Vittima e carnefice |
Antonio Catena | 02-11-2010 |
Il suicidio è un argomento difficile proprio per la drammaticità dello stesso. Io associo la figura del suicida all’immagine di una persona che viene torturata. La tortura è così persistente e dolorosa che per trovare sollievo si ricorre alla morte. Nel caso del suicida io trovo però che il torturato e il torturatore siano la stessa persona; la vittima è il carnefice di se stesso, anche se il dolore che prova deriva da eventi e condizionamenti esterni.
Penso che ciò che permette di divenire un possibile suicida non siano solamente i condizionamenti e gli eventi negativi, perché nella vita, chi più chi meno, tutti soffrono o hanno sofferto per eventi dolorosi: vi sono dolori che non passano mai e bisogna conviverci, ma per farlo bisogna avere gli strumenti, quelli che mancano al suicida. Il dolore del suicida viene vissuto nella propria solitudine: è lì che cresce fino a diventare una vera e propria tortura.
Quali sono gli strumenti che possono aiutare una persona ad affrontare il proprio male? Io credo che siano gli stessi che permettono di formare la propria identità: scoprire i propri limiti, acquisire la consapevolezza delle proprie potenzialità e svilupparle, acquisire competenze interagendo con gli altri, trovare il proprio posto all’interno della società, ma non un posto forzato, un posto dove ti trovi a tuo agio, dove ti senti appagato e gratificato prima da te stesso per quello che fai, e poi dagli altri.

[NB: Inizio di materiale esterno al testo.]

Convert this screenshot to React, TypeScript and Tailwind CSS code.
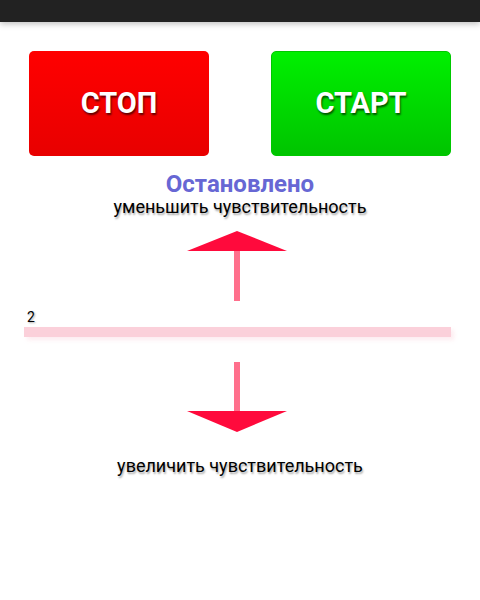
import React from 'react';

const font = { fontFamily: 'Roboto, "Noto Sans", sans-serif' };

function UpArrow() {
  return (
    <svg width="100" height="70" viewBox="0 0 100 70">
      <rect x="47" y="19" width="6" height="51" fill="#ff6f8c" />
      <polygon points="0,20 50,0 100,20" fill="#ff0a3c" />
    </svg>
  );
}

function DownArrow() {
  return (
    <svg width="100" height="71" viewBox="0 0 100 71">
      <rect x="47" y="0" width="6" height="51" fill="#ff6f8c" />
      <polygon points="0,49 100,49 50,70" fill="#ff0a3c" />
    </svg>
  );
}

export default function App() {
  return (
    <div className="w-[480px] h-[600px] bg-white overflow-hidden" style={font}>
      <div className="h-[22px] bg-[#222222] shadow-[0_2px_6px_rgba(0,0,0,0.25)]" />
      <div className="flex pl-[29px] gap-[62px] mt-[29px]">
        <button className="w-[180px] h-[105px] rounded-[5px] bg-gradient-to-b from-[#ff0000] to-[#e80000] text-white text-[29px] font-bold [text-shadow:1px_2px_2px_rgba(0,0,0,0.6)]">
          СТОП
        </button>
        <button className="w-[180px] h-[105px] rounded-[5px] border border-[#00c800] bg-gradient-to-b from-[#00f000] to-[#00c400] text-white text-[29px] font-bold [text-shadow:1px_2px_2px_rgba(0,0,0,0.6)]">
          СТАРТ
        </button>
      </div>
      <div className="mt-[15px] text-center text-[24px] leading-[26px] font-bold text-[#6767d4]">
        Остановлено
      </div>
      <div className="text-center text-[18px] leading-[20px] text-black [text-shadow:1px_2px_2px_rgba(0,0,0,0.35)]">
        уменьшить чувствительность
      </div>
      <div className="flex justify-center mt-[14px]">
        <div className="ml-[-6px]">
          <UpArrow />
        </div>
      </div>
      <div className="mt-[8px] pl-[27px] text-[14px] leading-[16px] text-black [text-shadow:1px_1px_2px_rgba(0,0,0,0.35)]">
        2
      </div>
      <div className="mt-[2px] ml-[24px] w-[427px] h-[10px] bg-[#fbd0da] shadow-[3px_3px_4px_rgba(251,208,218,0.4)]" />
      <div className="flex justify-center mt-[25px]">
        <div className="ml-[-6px]">
          <DownArrow />
        </div>
      </div>
      <div className="mt-[23px] text-center text-[18px] leading-[20px] text-black [text-shadow:1px_2px_2px_rgba(0,0,0,0.35)]">
        увеличить чувствительность
      </div>
    </div>
  );
}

Tutto questo non ti viene dato alla nascita, bisogna faticare per ottenerlo. Quanti sopravvivono ma non vivono? Quante persone passano il loro tempo a drogarsi? Non è forse questa una lenta forma di suicidio? Quanti giovani si provocano autolesioni? Non sono queste forme di richiesta d’aiuto? Tutto questo accade sempre più frequentemente, perché da soli in questo mondo non è facile trovare la propria identità. Non siamo molto diversi da un bambino che deve imparare a camminare: se non vi è qualcuno che lo aiuta a fare i primi passi, o un sostegno che lo aiuti a rialzarsi quando cade, quel bambino continuerà a gattonare.